··· Data for the task ···

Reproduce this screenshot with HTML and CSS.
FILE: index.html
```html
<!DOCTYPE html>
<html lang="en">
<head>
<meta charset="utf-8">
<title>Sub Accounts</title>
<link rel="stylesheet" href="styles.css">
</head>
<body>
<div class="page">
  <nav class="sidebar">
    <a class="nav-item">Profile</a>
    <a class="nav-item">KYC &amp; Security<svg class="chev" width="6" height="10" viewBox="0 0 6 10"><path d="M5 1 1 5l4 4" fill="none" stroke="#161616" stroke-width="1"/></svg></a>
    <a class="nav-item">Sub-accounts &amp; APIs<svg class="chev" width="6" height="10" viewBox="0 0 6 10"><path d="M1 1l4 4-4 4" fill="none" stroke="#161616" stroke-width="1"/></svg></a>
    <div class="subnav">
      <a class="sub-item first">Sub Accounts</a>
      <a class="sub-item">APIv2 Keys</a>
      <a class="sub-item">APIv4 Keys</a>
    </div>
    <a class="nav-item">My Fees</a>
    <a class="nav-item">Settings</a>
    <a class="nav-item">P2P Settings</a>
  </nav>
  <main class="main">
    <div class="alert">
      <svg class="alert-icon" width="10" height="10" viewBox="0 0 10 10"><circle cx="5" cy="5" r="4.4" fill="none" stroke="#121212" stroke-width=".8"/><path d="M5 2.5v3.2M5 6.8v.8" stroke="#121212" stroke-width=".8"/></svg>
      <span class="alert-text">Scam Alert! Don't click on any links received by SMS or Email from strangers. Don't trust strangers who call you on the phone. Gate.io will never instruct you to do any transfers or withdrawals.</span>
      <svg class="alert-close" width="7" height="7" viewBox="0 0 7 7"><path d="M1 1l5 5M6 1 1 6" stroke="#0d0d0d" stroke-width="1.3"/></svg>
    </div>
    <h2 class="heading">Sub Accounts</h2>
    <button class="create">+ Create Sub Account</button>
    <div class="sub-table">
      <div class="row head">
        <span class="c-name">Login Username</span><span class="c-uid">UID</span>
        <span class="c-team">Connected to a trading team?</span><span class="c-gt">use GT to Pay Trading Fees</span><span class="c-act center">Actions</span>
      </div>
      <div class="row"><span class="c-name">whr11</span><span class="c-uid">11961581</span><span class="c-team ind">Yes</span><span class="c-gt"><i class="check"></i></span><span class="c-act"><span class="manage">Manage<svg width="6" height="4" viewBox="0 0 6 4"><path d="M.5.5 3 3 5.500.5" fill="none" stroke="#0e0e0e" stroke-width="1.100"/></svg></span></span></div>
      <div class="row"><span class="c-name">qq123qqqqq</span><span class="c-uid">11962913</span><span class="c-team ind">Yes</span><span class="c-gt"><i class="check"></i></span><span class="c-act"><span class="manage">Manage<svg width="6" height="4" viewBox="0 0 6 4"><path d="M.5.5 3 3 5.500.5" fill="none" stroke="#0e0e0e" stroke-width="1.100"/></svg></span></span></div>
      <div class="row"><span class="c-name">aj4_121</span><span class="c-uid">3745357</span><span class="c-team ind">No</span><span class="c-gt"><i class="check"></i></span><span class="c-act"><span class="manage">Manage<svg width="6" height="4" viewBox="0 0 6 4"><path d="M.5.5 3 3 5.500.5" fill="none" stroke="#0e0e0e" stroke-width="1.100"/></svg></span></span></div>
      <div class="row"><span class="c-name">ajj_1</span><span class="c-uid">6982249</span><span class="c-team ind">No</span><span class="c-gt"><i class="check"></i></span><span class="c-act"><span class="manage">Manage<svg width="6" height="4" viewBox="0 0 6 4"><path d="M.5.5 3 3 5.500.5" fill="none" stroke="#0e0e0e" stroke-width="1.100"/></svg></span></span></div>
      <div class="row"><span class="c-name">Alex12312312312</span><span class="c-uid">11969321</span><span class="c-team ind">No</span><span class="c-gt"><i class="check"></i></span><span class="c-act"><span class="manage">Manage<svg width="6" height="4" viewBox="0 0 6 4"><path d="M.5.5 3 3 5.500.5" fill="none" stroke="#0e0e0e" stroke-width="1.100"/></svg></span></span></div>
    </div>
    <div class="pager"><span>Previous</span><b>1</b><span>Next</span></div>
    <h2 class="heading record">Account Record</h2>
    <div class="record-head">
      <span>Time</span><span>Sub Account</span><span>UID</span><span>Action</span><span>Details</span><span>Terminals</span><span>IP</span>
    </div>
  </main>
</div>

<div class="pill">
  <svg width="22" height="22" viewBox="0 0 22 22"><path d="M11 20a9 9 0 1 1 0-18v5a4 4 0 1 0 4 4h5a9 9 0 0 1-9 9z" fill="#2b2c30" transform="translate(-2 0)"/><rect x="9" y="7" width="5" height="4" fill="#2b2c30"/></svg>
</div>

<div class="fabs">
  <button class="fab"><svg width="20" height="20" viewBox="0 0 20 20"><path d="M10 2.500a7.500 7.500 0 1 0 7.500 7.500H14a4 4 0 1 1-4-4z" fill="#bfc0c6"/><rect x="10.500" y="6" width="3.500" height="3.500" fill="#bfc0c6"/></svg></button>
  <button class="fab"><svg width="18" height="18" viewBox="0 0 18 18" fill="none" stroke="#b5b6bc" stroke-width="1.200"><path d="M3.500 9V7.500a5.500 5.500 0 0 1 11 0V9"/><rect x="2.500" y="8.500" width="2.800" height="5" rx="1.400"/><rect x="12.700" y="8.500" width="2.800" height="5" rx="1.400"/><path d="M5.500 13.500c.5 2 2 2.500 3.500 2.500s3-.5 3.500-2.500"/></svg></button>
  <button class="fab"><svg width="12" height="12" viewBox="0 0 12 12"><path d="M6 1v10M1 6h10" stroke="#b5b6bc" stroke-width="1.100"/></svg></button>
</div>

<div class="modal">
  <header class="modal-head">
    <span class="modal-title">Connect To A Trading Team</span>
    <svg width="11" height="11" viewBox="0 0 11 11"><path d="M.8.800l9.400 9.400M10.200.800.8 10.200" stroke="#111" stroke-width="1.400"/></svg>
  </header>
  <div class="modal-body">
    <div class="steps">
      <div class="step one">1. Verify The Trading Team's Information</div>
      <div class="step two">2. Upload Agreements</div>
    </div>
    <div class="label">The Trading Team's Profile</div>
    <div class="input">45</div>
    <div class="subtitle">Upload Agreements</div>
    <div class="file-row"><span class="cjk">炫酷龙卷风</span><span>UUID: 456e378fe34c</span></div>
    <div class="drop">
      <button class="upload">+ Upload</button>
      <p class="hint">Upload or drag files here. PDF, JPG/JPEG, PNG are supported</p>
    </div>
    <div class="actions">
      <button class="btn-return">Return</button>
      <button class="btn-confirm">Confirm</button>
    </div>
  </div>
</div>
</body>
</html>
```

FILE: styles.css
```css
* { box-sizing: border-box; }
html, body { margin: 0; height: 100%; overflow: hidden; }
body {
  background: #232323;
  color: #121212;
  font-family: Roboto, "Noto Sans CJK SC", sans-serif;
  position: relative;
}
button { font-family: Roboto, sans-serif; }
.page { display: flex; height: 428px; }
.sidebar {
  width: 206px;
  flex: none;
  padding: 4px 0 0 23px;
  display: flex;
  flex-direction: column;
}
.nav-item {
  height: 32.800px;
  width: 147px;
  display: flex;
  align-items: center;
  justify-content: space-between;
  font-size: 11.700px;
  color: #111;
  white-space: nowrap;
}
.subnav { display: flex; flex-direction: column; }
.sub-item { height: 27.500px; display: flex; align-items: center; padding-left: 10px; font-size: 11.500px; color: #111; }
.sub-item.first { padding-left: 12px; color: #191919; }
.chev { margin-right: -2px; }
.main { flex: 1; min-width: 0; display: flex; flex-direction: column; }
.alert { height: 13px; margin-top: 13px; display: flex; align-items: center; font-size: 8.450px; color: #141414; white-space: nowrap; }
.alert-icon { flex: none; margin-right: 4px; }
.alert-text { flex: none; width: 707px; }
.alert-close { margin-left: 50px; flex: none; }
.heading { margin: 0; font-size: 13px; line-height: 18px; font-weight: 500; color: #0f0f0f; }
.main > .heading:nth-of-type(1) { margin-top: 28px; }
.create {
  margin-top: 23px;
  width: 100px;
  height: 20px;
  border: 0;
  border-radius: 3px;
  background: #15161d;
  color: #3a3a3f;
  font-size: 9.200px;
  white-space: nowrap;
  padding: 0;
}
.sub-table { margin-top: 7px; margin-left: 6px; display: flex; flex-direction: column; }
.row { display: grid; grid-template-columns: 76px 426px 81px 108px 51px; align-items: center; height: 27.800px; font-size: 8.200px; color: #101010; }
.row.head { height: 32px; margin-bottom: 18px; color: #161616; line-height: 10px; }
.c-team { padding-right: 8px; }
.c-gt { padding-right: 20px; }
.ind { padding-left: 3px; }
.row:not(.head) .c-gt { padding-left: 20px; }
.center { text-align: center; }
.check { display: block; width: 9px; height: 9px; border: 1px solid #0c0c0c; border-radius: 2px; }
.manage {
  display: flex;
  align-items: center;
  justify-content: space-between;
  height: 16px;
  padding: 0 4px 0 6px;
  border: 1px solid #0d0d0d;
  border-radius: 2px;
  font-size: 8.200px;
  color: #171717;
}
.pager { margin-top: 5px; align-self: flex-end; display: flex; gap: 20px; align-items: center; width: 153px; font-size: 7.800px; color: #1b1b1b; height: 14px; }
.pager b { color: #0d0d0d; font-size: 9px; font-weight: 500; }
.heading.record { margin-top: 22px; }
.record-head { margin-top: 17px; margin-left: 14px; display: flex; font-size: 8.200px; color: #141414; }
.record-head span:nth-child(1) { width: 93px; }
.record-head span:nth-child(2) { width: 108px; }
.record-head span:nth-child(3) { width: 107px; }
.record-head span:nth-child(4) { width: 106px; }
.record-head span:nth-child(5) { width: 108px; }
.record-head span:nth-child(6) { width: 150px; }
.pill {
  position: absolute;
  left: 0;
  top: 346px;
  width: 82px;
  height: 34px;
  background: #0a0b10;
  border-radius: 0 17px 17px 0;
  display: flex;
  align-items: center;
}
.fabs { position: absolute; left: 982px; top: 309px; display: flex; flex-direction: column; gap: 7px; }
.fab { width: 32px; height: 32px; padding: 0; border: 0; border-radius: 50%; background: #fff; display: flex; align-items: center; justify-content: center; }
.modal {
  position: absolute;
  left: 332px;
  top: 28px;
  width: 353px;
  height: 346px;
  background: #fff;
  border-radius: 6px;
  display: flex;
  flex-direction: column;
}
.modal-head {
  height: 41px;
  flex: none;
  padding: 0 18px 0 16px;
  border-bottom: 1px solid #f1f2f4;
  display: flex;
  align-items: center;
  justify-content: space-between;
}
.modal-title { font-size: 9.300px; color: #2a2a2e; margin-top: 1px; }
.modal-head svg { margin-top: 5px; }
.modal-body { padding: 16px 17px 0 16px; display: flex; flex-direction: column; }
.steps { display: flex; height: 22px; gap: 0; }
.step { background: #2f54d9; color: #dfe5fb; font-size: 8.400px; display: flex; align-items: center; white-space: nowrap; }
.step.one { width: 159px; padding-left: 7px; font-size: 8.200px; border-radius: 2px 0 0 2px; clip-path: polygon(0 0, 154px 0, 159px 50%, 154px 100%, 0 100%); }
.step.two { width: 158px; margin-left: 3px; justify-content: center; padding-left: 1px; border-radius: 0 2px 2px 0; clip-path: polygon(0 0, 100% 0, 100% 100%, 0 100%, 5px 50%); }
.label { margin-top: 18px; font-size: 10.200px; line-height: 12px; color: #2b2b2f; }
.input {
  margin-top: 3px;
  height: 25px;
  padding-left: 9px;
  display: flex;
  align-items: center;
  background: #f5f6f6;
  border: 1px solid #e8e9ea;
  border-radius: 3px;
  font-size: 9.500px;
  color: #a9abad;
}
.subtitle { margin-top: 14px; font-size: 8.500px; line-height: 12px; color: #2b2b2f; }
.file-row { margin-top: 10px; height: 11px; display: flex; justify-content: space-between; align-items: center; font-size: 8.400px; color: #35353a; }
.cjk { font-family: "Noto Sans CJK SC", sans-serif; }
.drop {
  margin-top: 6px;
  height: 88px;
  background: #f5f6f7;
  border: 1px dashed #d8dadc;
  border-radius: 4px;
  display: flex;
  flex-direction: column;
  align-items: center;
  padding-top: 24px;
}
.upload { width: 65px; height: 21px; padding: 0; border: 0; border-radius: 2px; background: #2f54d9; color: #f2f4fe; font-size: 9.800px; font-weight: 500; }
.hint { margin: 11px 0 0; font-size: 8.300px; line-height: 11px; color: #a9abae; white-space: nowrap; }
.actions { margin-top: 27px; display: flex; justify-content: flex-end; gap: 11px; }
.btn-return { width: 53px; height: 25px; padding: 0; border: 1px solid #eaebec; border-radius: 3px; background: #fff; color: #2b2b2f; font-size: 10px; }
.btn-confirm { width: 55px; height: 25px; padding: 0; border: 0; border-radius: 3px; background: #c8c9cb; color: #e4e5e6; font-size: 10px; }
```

···
··· Data for the task ···

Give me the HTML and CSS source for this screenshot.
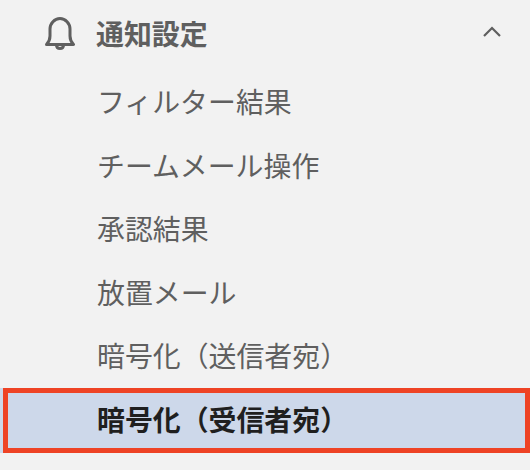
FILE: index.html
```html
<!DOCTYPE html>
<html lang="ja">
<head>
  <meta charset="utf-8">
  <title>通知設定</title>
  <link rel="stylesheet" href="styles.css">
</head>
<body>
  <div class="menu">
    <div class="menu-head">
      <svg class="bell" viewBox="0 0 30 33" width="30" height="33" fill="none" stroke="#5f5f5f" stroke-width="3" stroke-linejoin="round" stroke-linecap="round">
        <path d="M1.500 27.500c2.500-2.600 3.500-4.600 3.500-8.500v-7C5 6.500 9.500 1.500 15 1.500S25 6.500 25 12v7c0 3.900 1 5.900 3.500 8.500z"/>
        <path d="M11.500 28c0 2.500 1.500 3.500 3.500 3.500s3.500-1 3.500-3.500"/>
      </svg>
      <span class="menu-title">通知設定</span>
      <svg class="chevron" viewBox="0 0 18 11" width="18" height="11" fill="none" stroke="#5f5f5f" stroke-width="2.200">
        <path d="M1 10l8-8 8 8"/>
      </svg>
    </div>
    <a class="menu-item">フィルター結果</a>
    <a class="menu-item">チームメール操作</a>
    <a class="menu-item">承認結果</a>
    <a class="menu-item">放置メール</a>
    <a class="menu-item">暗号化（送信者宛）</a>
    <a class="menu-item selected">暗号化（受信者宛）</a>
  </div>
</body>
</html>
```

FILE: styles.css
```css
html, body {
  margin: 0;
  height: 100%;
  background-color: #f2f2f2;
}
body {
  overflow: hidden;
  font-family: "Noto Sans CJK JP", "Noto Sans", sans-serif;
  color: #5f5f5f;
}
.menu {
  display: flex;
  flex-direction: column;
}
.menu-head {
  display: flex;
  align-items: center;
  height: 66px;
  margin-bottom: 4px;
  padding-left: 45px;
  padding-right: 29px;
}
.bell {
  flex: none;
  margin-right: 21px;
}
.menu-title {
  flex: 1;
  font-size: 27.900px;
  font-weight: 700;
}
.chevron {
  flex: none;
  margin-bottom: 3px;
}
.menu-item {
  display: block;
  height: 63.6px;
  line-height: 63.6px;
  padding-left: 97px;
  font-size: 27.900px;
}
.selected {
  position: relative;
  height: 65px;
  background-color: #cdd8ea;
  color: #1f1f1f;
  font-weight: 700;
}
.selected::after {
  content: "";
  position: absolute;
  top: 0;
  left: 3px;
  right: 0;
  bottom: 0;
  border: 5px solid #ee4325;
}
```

···
··· Data for the task ···

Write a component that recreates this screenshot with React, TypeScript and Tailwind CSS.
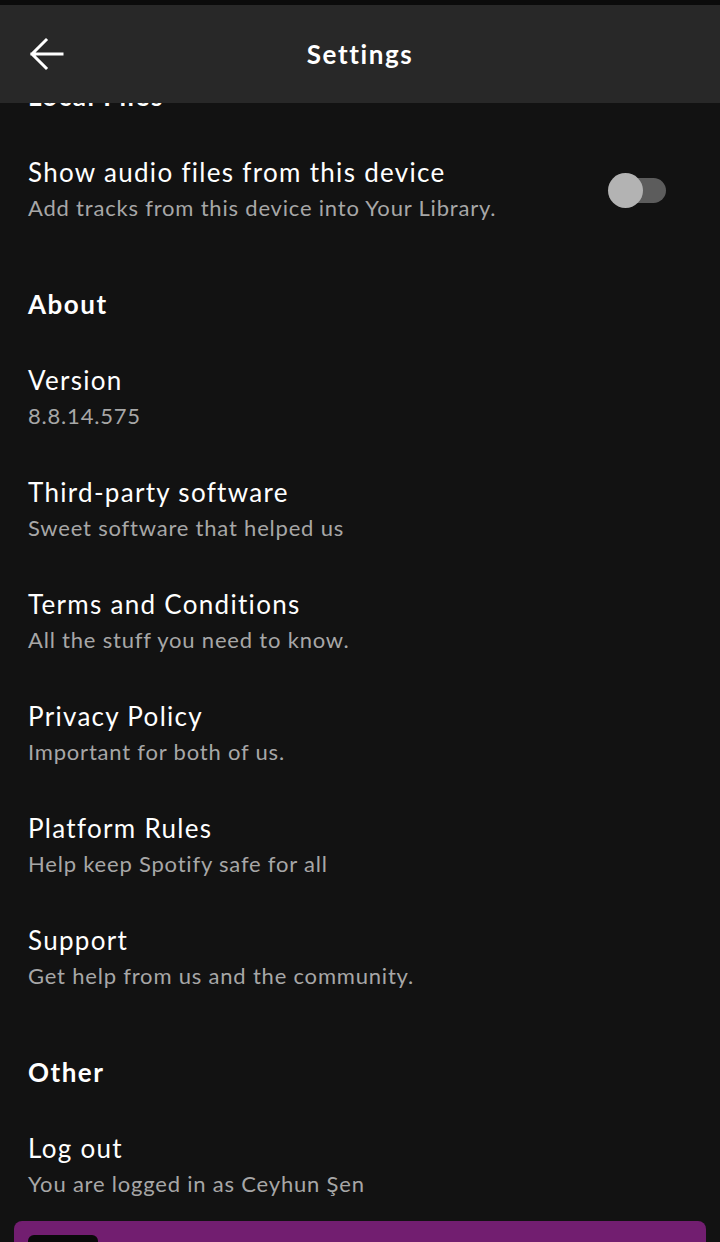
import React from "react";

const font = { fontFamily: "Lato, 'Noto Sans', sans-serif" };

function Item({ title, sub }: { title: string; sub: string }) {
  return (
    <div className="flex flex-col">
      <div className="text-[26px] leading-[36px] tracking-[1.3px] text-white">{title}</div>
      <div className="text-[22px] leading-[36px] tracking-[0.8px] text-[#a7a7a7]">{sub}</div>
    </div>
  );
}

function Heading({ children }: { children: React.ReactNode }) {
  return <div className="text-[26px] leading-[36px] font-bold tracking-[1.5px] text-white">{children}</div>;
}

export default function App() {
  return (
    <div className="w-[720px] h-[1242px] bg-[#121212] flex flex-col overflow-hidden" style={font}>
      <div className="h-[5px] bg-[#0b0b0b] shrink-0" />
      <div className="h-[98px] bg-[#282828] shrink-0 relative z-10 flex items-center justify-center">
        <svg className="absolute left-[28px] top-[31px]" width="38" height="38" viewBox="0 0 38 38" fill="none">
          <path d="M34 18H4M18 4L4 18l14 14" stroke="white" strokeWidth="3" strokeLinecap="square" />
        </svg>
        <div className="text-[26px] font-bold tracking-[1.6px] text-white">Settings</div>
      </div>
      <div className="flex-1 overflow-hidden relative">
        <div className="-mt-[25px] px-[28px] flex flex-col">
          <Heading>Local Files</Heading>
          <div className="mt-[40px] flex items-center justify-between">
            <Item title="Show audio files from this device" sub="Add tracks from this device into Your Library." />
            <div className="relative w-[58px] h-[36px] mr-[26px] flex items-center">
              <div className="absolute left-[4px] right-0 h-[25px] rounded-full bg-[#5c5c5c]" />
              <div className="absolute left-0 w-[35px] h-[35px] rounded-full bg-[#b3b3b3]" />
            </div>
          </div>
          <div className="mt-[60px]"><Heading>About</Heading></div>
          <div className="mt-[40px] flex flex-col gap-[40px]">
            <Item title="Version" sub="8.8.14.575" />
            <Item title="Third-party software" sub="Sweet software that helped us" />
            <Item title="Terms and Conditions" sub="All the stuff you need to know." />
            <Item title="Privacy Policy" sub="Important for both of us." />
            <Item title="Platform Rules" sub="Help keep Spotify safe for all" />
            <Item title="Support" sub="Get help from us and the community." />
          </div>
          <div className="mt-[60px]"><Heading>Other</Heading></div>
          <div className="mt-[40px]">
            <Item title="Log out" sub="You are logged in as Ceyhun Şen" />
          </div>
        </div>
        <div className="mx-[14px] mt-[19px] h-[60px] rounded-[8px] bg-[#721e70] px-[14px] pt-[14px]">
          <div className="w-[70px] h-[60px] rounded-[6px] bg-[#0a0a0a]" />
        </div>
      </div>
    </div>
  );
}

···

## Job:
Say how many lines of the listing above contain "this", with no other words.

## Answer for the task:
4